Когда вошли к Махинову, тот тоже был красный, хмурый и недовольный. Но, увидев нас, подошел и поздоровался. Сели за длинный стол, он с одной стороны, мы с Грузновым — напротив. Только Махинов сказал "Что ж, перейдем к делу", как зазвонил телефон. Он снял трубку.
— Так, ну-ну, говори-говори, слушаю. Когда произошло? Под утро? Врач осмотрел? Ясно. Пригласите судмедэксперта и проинформируйте районную и областную прокуратуры. — Положив трубку, Махинов сказал:
— Красавин покончил с собой. Из СИЗО только что позвонили. Заказчика удалось установить? — спросил генерал меня.
— Нет, не получилось. В убийстве Рюмина Красавин признался, все подтвердилось и в ходе проведения следственного эксперимента, а заказчика не выдал.
— Теперь уже и не выдаст. Но этого надо было ожидать. Какой смысл ему жить, да еще с такой травмой головы, это же — мука. От прокуратуры Гребенкин вел дело? — Я кивнул. — Вот и пусть доводит до конца, я позвоню прокурору, а заодно и Бобкову в Сибирск. У нас с вами появилось немало других серьезных дел. Про Кошкина говорил? — спросил он Грузнова.
— В общих чертах, — кивнул тот.
— Здесь есть над чем поработать. Вырисовывается очередной серийный убийца: хитрый, жестокий, "практикующийся" на торговцах с рынка. Оперативную сводку за прошедшие сутки смотрел?
— Да нет, еще не принесли.
— Так вот, вчера вечером в лесополосе автотрассы Каменогорск — Саратов найдены два трупа: женщины и мужчины. По документам и первым проведенным оперативным действиям удалось установить, что это муж и жена, муж — военный, купили недавно машину и ехали в гости к родителям. Машины нет, в пассажиров стреляли, а потом добивали каким-то колющим предметом. Картина неприглядная, — сказал генерал задумчиво. — Бьют, режут, в одиночку и группами, насилуют, такого разгула преступности в своей практике не припомню.

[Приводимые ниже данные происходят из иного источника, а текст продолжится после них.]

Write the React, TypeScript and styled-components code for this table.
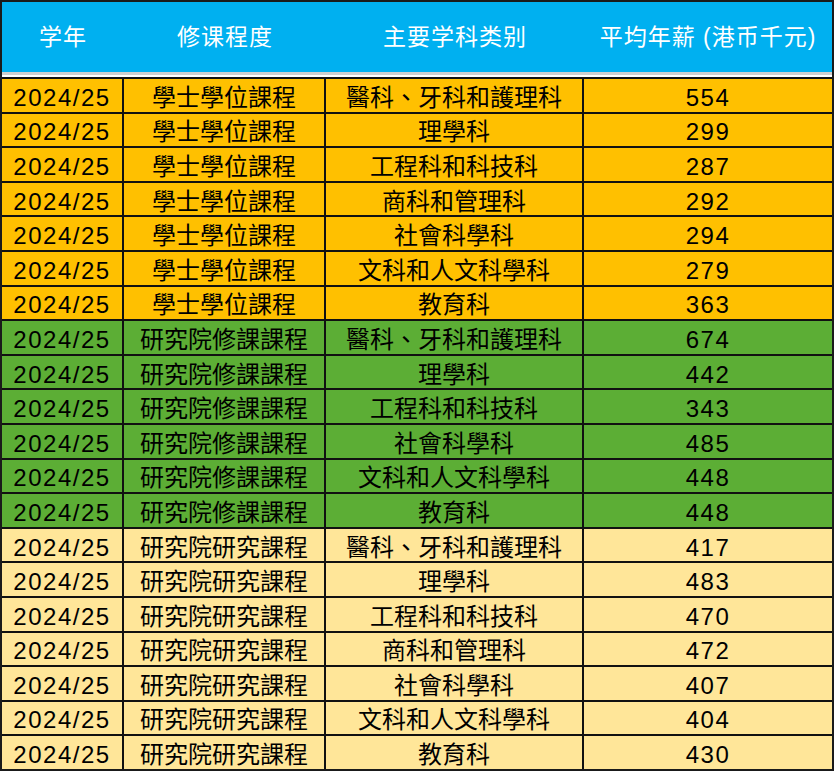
import React from 'react'
import styled, { createGlobalStyle } from 'styled-components'

const GlobalStyle = createGlobalStyle`
  html, body {
    margin: 0;
    padding: 0;
    background: #ffffff;
  }
  body {
    font-family: "Liberation Sans", "Noto Sans CJK TC", "Noto Sans CJK SC", sans-serif;
  }
`

const COLS = '122px 202px 258px 248px'

const Frame = styled.div`
  width: 830px;
  border: 2px solid #1a1a1a;
  display: flex;
  flex-direction: column;
`

const HeaderRow = styled.div`
  display: grid;
  grid-template-columns: ${COLS};
  height: 70px;
  background: #00b0f0;
`

const HeaderCell = styled.div`
  display: flex;
  align-items: center;
  justify-content: center;
  color: #ffffff;
  font-size: 23px;
  letter-spacing: 1px;
  line-height: 1;
  white-space: nowrap;
`

const Separator = styled.div`
  height: 5px;
  border-top: 3px solid #cfcfcf;
  box-sizing: border-box;
  background: #ffffff;
`

const Body = styled.div`
  display: grid;
  grid-template-columns: ${COLS};
  grid-auto-rows: 34.6px;
`

type Tone = 'orange' | 'green' | 'yellow'

const toneColor: Record<Tone, string> = {
  orange: '#ffc000',
  green: '#5cae35',
  yellow: '#ffe699',
}

const Cell = styled.div<{ $tone: Tone; $last?: boolean; $num?: boolean }>`
  display: flex;
  align-items: center;
  justify-content: center;
  box-sizing: border-box;
  padding-top: 5px;
  background: ${(p) => toneColor[p.$tone]};
  border-top: 2px solid #111;
  border-right: ${(p) => (p.$last ? 'none' : '2px solid #111')};
  color: #000;
  font-size: 24px;
  line-height: 1;
  letter-spacing: ${(p) => (p.$num ? '1.5px' : '0')};
  white-space: nowrap;
`

const ALL = ['醫科、牙科和護理科', '理學科', '工程科和科技科', '商科和管理科', '社會科學科', '文科和人文科學科', '教育科']
const NO_BUSINESS = ALL.filter((s) => s !== '商科和管理科')

const groups: { level: string; tone: Tone; subjects: string[]; pay: number[] }[] = [
  { level: '學士學位課程', tone: 'orange', subjects: ALL, pay: [554, 299, 287, 292, 294, 279, 363] },
  { level: '研究院修課課程', tone: 'green', subjects: NO_BUSINESS, pay: [674, 442, 343, 485, 448, 448] },
  { level: '研究院研究課程', tone: 'yellow', subjects: ALL, pay: [417, 483, 470, 472, 407, 404, 430] },
]

const rows = groups.flatMap((g) =>
  g.pay.map((pay, i) => ({ level: g.level, tone: g.tone, subject: g.subjects[i], pay }))
)

const App: React.FC = () => {
  return (
    <>
      <GlobalStyle />
      <Frame>
        <HeaderRow>
          <HeaderCell>学年</HeaderCell>
          <HeaderCell>修课程度</HeaderCell>
          <HeaderCell>主要学科类别</HeaderCell>
          <HeaderCell>平均年薪 (港币千元)</HeaderCell>
        </HeaderRow>
        <Separator />
        <Body>
          {rows.map((r, i) => (
            <React.Fragment key={i}>
              <Cell $tone={r.tone} $num>2024/25</Cell>
              <Cell $tone={r.tone}>{r.level}</Cell>
              <Cell $tone={r.tone}>{r.subject}</Cell>
              <Cell $tone={r.tone} $num $last>{r.pay}</Cell>
            </React.Fragment>
          ))}
        </Body>
      </Frame>
    </>
  )
}

export default App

— Может, просто случайность или что-то не поделили? — предположил Грузнов.
— Что имеешь в виду? — переспросил генерал.
— Да по убитым мужчине и женщине.
— Возможно, что и случайность, только уж лучше не было бы этих случайностей. — Посмотрев на меня, генерал сказал:
— Грузнова я отправляю в отпуск. — Мой шеф хотел что-то возразить, но Махинов уже твердо закончил: — Да-да, отправляю и никаких разговоров. А исполнение обязанностей возлагаю на Максимова. Подлечись, отдохни, хватит со здоровьем шутить. А ты, Денис, как считаешь?